As for the RAID, im not sure how you can do that (changing number/sizes of disks) on a live raid group. I know I can replace with an identical drive, but that's not the goal, the goal is to both enlarge and upgrade as we move forward. When we start, we have some 6Tb WD RED drives, but will be moving to 2Tb SSD and 2.5in form-factor drives with SAS 10k. The storage needs to evolve in both size and shape over time. Im not aware that you can do anything other than "replace" an existing drive in a Raid Group. We were expecting to be creating new raid groups and removing old raid groups as they age/fail rather than replacing the older drives with identical ones.
You can certainly swap in larger drives in a RAID. You won't gain anything immediately, but once all of the drives have been swapped in the RAID volume can be expanded to the new size, followed by the partition, followed by the filesystem. You can also add drives to the array on the fly, depending on the array type: http://ask.adaptec.com/app/answers/d...axview-storage
I've never done this, and I would be seriously hesitant if the data on the drives wasn't backed up, but apparently it's not difficult.

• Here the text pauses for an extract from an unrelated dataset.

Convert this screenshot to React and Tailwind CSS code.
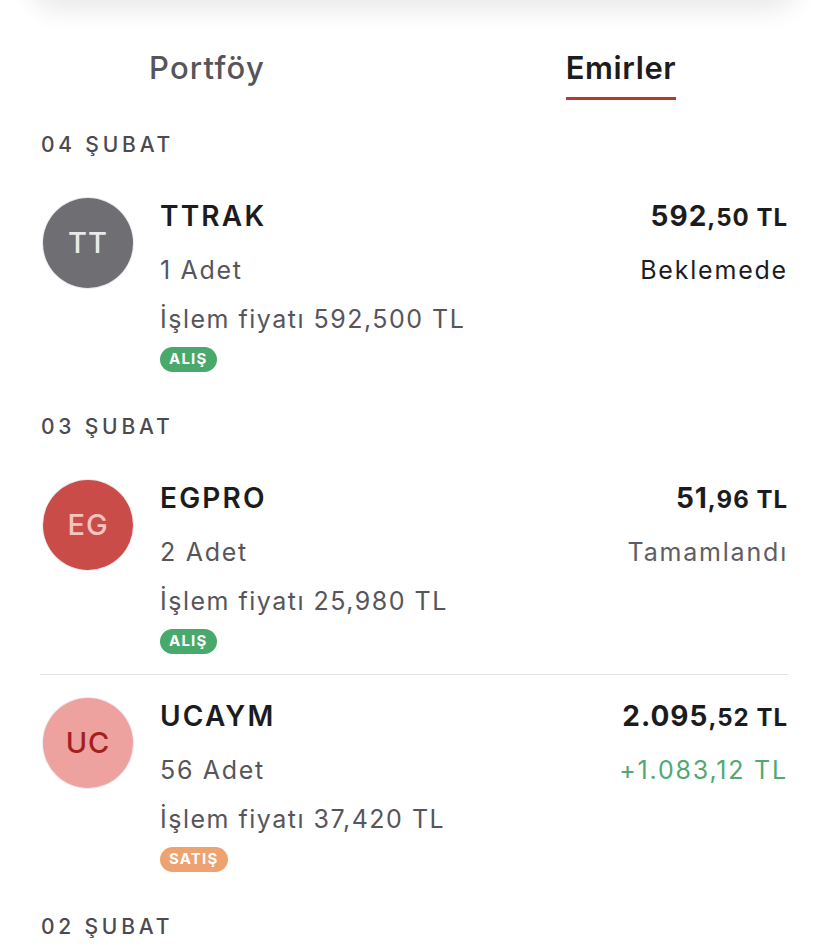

This whole approach screams "bad idea" to me though. You're planning on continually expanding, rebuilding, modifying, swapping, expanding again...an array that is live, in use, under heavy I/O, and doesn't have a backup. Are you sure you can't afford the ~11k that would be required to build a 120TB system off-the-bat (plus cpu/memory, but I don't know your requirements there)? If you can't afford that for another 6-9 months, you might reconsider what you're doing here and think about scaling back. I mean how can you expect to build 100 TB out of 2 TB SSDs and 10k SAS drives any time even remotely soon on that kind of budget?
Last edited by suicidaleggroll; 01-05-2016 at 10:17 AM.